The bill clarifies and retroactively affirms podiatrists' federal authority to register for and prescribe controlled substances—improving access and legal protection for patient care—while modestly increasing diversion risk and imposing reconciliation burdens on regulators and registrants.
Podiatrists (WHO) are explicitly authorized under federal law to register for and prescribe controlled substances (WHAT), clarifying their prescribing authority and improving patient access to necessary medications for foot/ankle and chronic conditions.
The law's retroactive effective date (Dec 29, 2022) (WHAT) validates prior podiatrist registrations and prescriptions back to that date, reducing the risk that past patient care will be treated as noncompliant and protecting clinicians and patients from retrospective penalties.
By explicitly adding podiatrists as authorized prescribers (WHAT), the bill may modestly increase overall access to controlled substances and therefore raises the risk of diversion or misuse.
Making the change retroactive to Dec 29, 2022 (WHAT) could create legal uncertainty and administrative burden for the DEA and registrants who must reconcile prior registrations and prescribing actions with the amended statutory text.
Based on analysis of 2 sections of legislative text.
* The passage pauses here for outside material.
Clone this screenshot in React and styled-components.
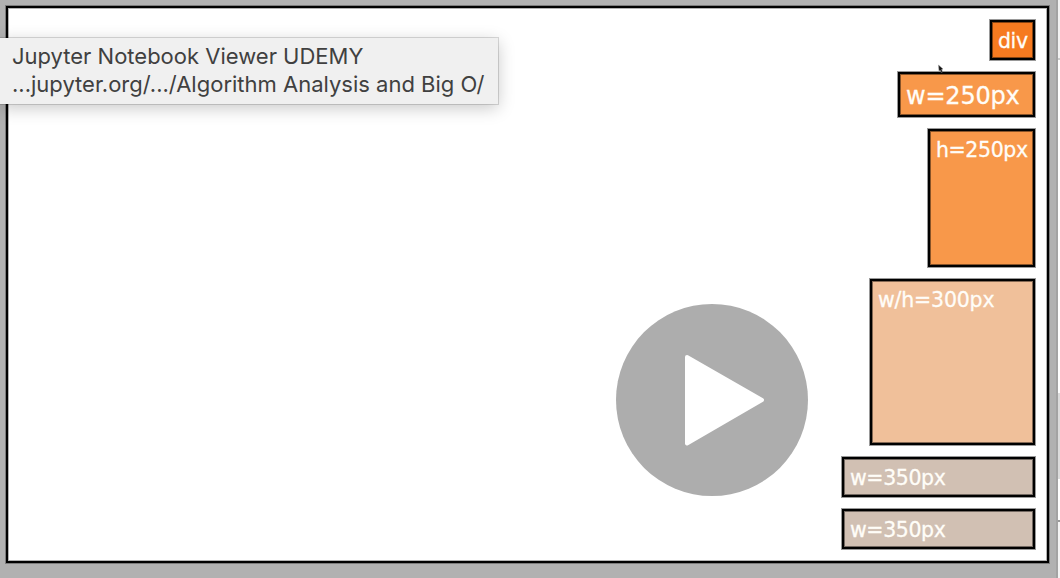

Introduced March 11, 2025 by Michael F. Bennet · Last progress March 11, 2025
Adds "podiatric medicine" into the controlled-substances registration statute's list of medical curricula references and makes small wording and punctuation edits to that same provision. The technical changes are applied retroactively to December 29, 2022, and affect the statutory text used to determine practitioner registration requirements for prescribing controlled substances.